Nashville loves a whisper, but Chuck Baugh refuses to let that whisper define his daughter. The storm started October 1 when Keith Urban, mid-show, swapped the lyric of “The Fighter” from “baby, I’ll be the fighter” to “Maggie, I’ll be your guitar player.” Cameras caught the grin, the internet did the math—Urban’s divorce filing still warm—and within hours Maggie Baugh’s Instagram comments turned into a courtroom.
Chuck answered the phone the next morning to headlines he didn’t recognize. “She’s a guitar player for him,” he told reporters outside the studio where Maggie was tuning fiddles for tonight’s gig. “It’s a musician thing, not a dating thing.”

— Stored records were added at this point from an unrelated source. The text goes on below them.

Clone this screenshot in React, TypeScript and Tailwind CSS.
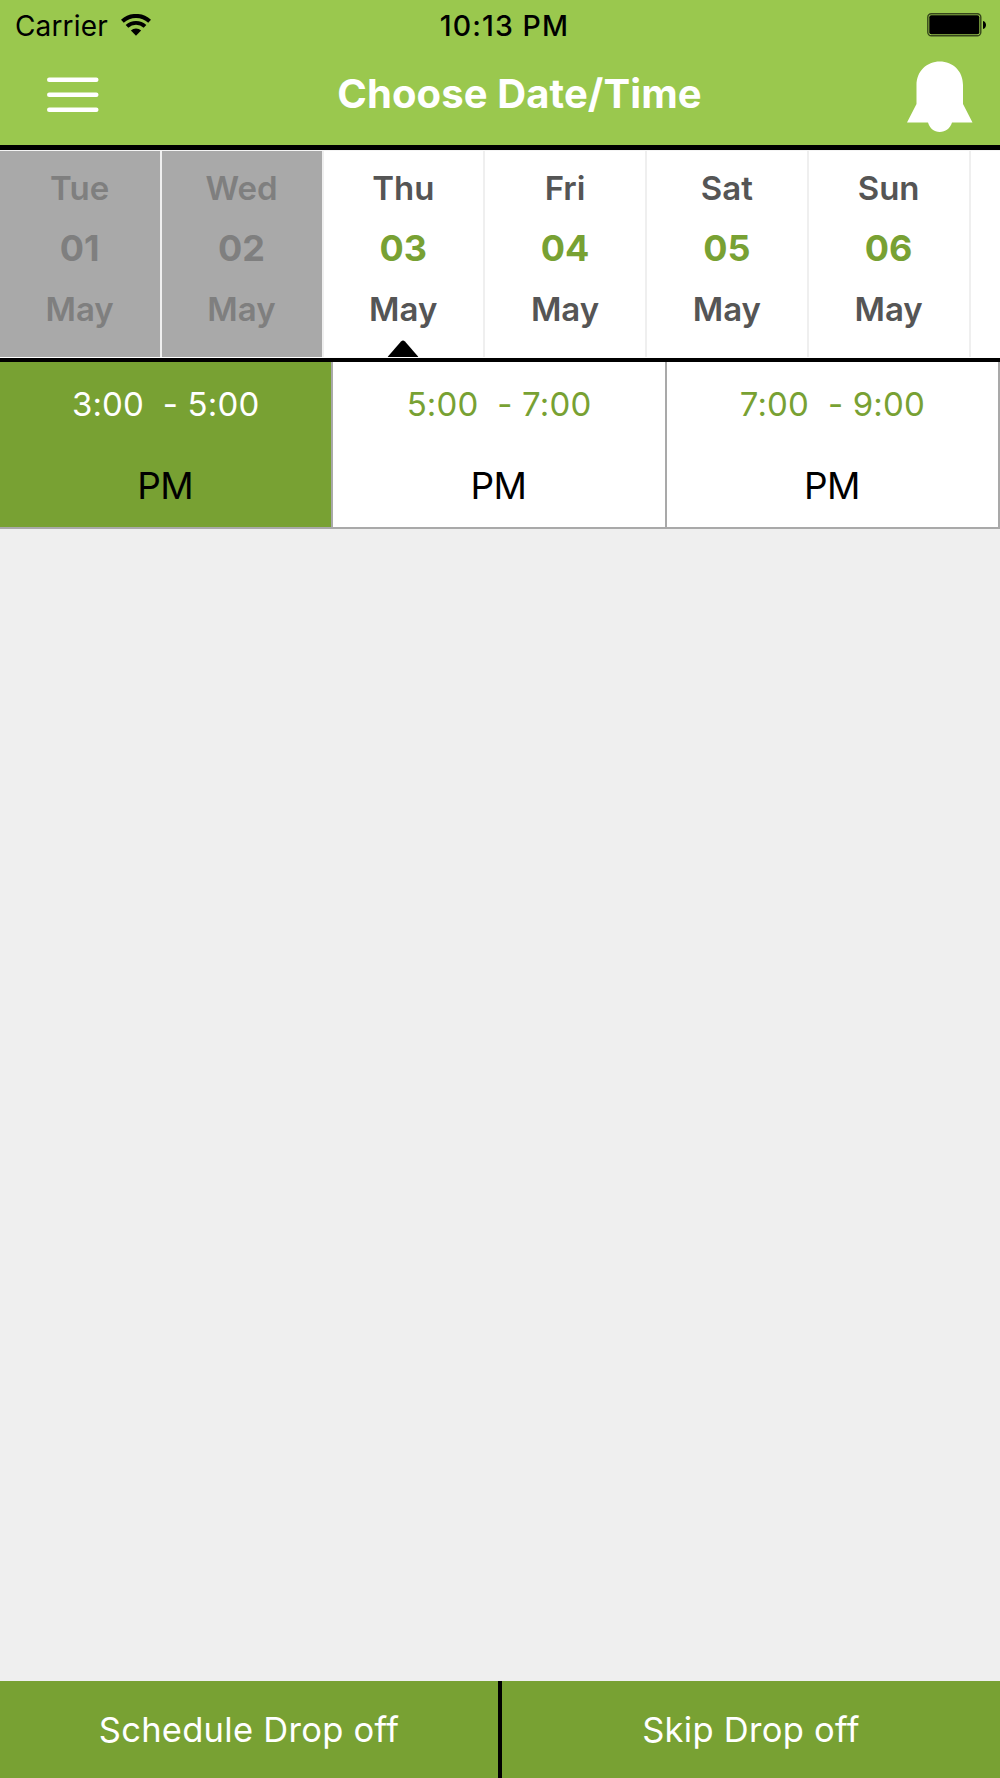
import React, { useState } from "react";

interface Day {
  weekday: string;
  date: string;
  month: string;
  disabled?: boolean;
}

interface Slot {
  range: string;
  period: string;
}

const DAYS: Day[] = [
  { weekday: "Tue", date: "01", month: "May", disabled: true },
  { weekday: "Wed", date: "02", month: "May", disabled: true },
  { weekday: "Thu", date: "03", month: "May" },
  { weekday: "Fri", date: "04", month: "May" },
  { weekday: "Sat", date: "05", month: "May" },
  { weekday: "Sun", date: "06", month: "May" },
];

const SLOTS: Slot[] = [
  { range: "3:00  - 5:00", period: "PM" },
  { range: "5:00  - 7:00", period: "PM" },
  { range: "7:00  - 9:00", period: "PM" },
];

export default function App() {
  const [day, setDay] = useState("03");
  const [slot, setSlot] = useState(0);

  return (
    <div className="flex h-[1778px] w-[1000px] flex-col overflow-hidden bg-[#efefef] font-['Inter',sans-serif] text-black">
      <header className="h-[150px] shrink-0 border-b-[5px] border-black bg-[#9ac84e]">
        <StatusBar />
        <div className="grid h-[88px] grid-cols-[1fr_auto_1fr] items-center pr-[27px] pl-[47px]">
          <button aria-label="Menu" className="pb-px">
            <MenuIcon />
          </button>
          <h1 className="translate-x-[9.5px] pb-[2px] text-[40px] font-bold tracking-[0.1px] text-white">Choose Date/Time</h1>
          <button aria-label="Notifications" className="justify-self-end pt-[4px]">
            <BellIcon />
          </button>
        </div>
      </header>

      {/* days */}
      <div className="flex h-[212px] shrink-0 overflow-hidden border-t border-b-4 border-t-[#f4f4f4] border-b-black bg-white pb-px">
        {DAYS.map((d) => (
          <DayCell key={d.date} day={d} selected={d.date === day} onSelect={() => setDay(d.date)} />
        ))}
      </div>

      {/* time slots */}
      <div className="grid h-[167px] shrink-0 grid-cols-3 border-b-2 border-[#a9a9a9] bg-white">
        {SLOTS.map((s, i) => (
          <button
            key={s.range}
            onClick={() => setSlot(i)}
            className={`flex flex-col items-center border-r-2 border-[#a9a9a9] pt-[22px] ${
              i === slot ? "bg-[#78a133] text-white" : "text-[#78a133]"
            }`}
          >
            <span className="text-[33px] leading-[40px] tracking-[0.15px] whitespace-pre">{s.range}</span>
            <span className="mt-[40px] pr-px text-[37px] leading-[44px] tracking-[-0.6px] text-black">{s.period}</span>
          </button>
        ))}
      </div>

      <footer className="mt-auto grid h-[97px] shrink-0 grid-cols-2 bg-[#78a133] text-[34.5px] tracking-[0.28px] text-white">
        <button className="border-r-2 border-black">Schedule Drop off</button>
        <button className="border-l-2 border-black">Skip Drop off</button>
      </footer>
    </div>
  );
}

function StatusBar() {
  return (
    <div className="grid h-[51px] grid-cols-[1fr_auto_1fr] items-center pr-[13px] pl-[15px] text-[28px]">
      <div className="flex items-center gap-[13px]">
        <span className="tracking-[0.15px]">Carrier</span>
        <WifiIcon />
      </div>
      <span className="translate-x-[3.5px] pt-px text-[28.5px] font-medium tracking-[1.1px]">10:13 PM</span>
      <div className="justify-self-end pb-px">
        <BatteryIcon />
      </div>
    </div>
  );
}

function DayCell({ day, selected, onSelect }: { day: Day; selected: boolean; onSelect: () => void }) {
  return (
    <button
      onClick={onSelect}
      disabled={day.disabled}
      className={`relative flex w-[161.8px] shrink-0 flex-col items-center border-r-2 border-[#efefef] pt-[17px] pr-[0.5px] ${
        day.disabled ? "bg-[#a9a9a9] text-[#7f7f7f]" : "text-[#555555]"
      }`}
    >
      <span className="text-[33px] leading-[40px] font-semibold">{day.weekday}</span>
      <span className={`mt-[20px] text-[36px] leading-[40px] font-bold ${day.disabled ? "" : "text-[#78a133]"}`}>
        {day.date}
      </span>
      <span className="mt-[21px] text-[33px] leading-[40px] font-semibold">{day.month}</span>
      {selected && (
        <svg className="absolute bottom-0 left-1/2 -translate-x-1/2" width="31" height="17" viewBox="0 0 31 17">
          <path d="M0 17 L13.5 1.5 Q15.5 -0.5 17.5 1.5 L31 17 Z" fill="black" />
        </svg>
      )}
    </button>
  );
}

function MenuIcon() {
  return (
    <svg width="52" height="36" viewBox="0 0 52 36" fill="white">
      <rect y="0.5" width="51.5" height="4.5" rx="2.2" />
      <rect y="15.5" width="51.5" height="4.5" rx="2.2" />
      <rect y="30.5" width="51.5" height="4.5" rx="2.2" />
    </svg>
  );
}

function BellIcon() {
  return (
    <svg width="66" height="72" viewBox="0 0 66 72" fill="white">
      <path d="M0 61.5 L9.5 43 V24 C9.5 10 20 0.5 32.7 0.5 C46 0.5 56 10 56 24 V43 L65.5 61.5 H45 C43 67.5 38.5 71 32.7 71 C27 71 23 67.5 21 61.5 Z" />
    </svg>
  );
}

function WifiIcon() {
  return (
    <svg className="-translate-y-px" width="30" height="22" viewBox="0 0 30 22" fill="none">
      <path d="M1.4 7.3 C9 0.1 21 0.1 28.6 7.3" stroke="black" strokeWidth="4" />
      <path d="M6 12.4 C11 7.7 19 7.7 24 12.4" stroke="black" strokeWidth="3.9" />
      <path d="M15 21.8 L9.9 16.6 C12.5 13.7 17.5 13.7 20.1 16.6 Z" fill="black" />
    </svg>
  );
}

function BatteryIcon() {
  return (
    <svg width="60" height="24" viewBox="0 0 60 24">
      <rect x="0.8" y="0.8" width="53" height="22" rx="3.5" fill="none" stroke="black" strokeOpacity="0.65" strokeWidth="1.4" />
      <rect x="2.3" y="2.3" width="50" height="19" rx="2" fill="black" />
      <path d="M56 8 C60 9 60 15 56 16 Z" fill="black" />
    </svg>
  );
}
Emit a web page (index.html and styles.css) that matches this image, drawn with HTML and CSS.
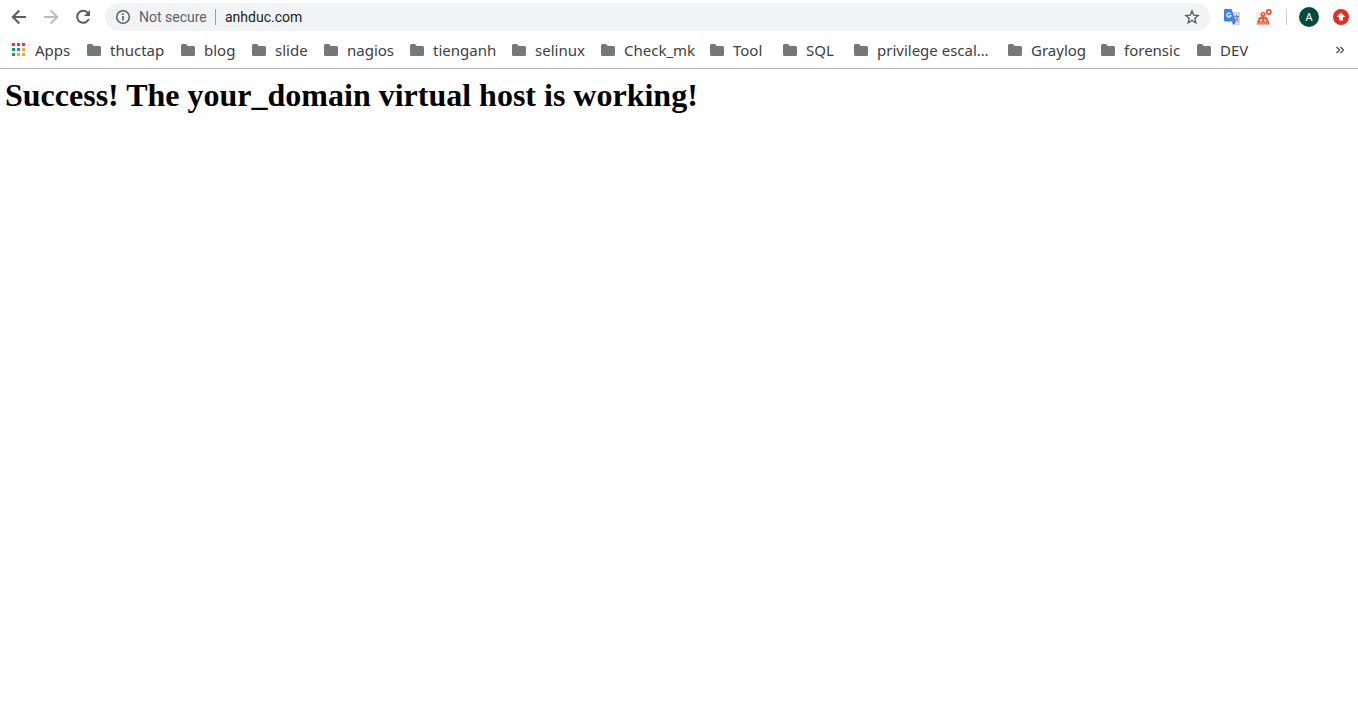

The resume backs him up. Boca-Raton born, violin at six, bullied through middle school, she escaped into country songs she wrote on a pawn-shop guitar. At eighteen she pointed a dented Honda toward Nashville, slept on floors, played writers’ rounds for tips, and earned an invitation to Urban’s band last year after a chance Bluebird Café jam. Since then she’s logged 42 arena dates, CMT Awards spotlight, and an independent album, Entertainer’s Heart, that cracked Amazon’s country top 40 without a major label.
Still, the timeline of divorce-plus-lyric swap painted her a villain to some strangers. Comments ranged from “homewrecker” to snake emojis; one tweet with 30 k likes super-imposed her face over Nicole Kidman’s.
Friends say Maggie cried in the tour bus—then wiped her eyes, posted a short clip shredding a solo from “Wasted Time,” and wrote: “Music got me here. Music keeps me here. See y’all tonight.”
Urban’s camp stayed quiet beyond a generic “we don’t comment on personal matters,” but crew members quietly re-shared the video, adding guitar-emojis that felt like a show of solidarity.
Industry veterans expect the noise to fade; Nashville has seen bigger fires. For now Maggie tunes out the chatter the only way she knows—by tuning up, stepping into the spotlight, and letting her fingers speak louder than gossip.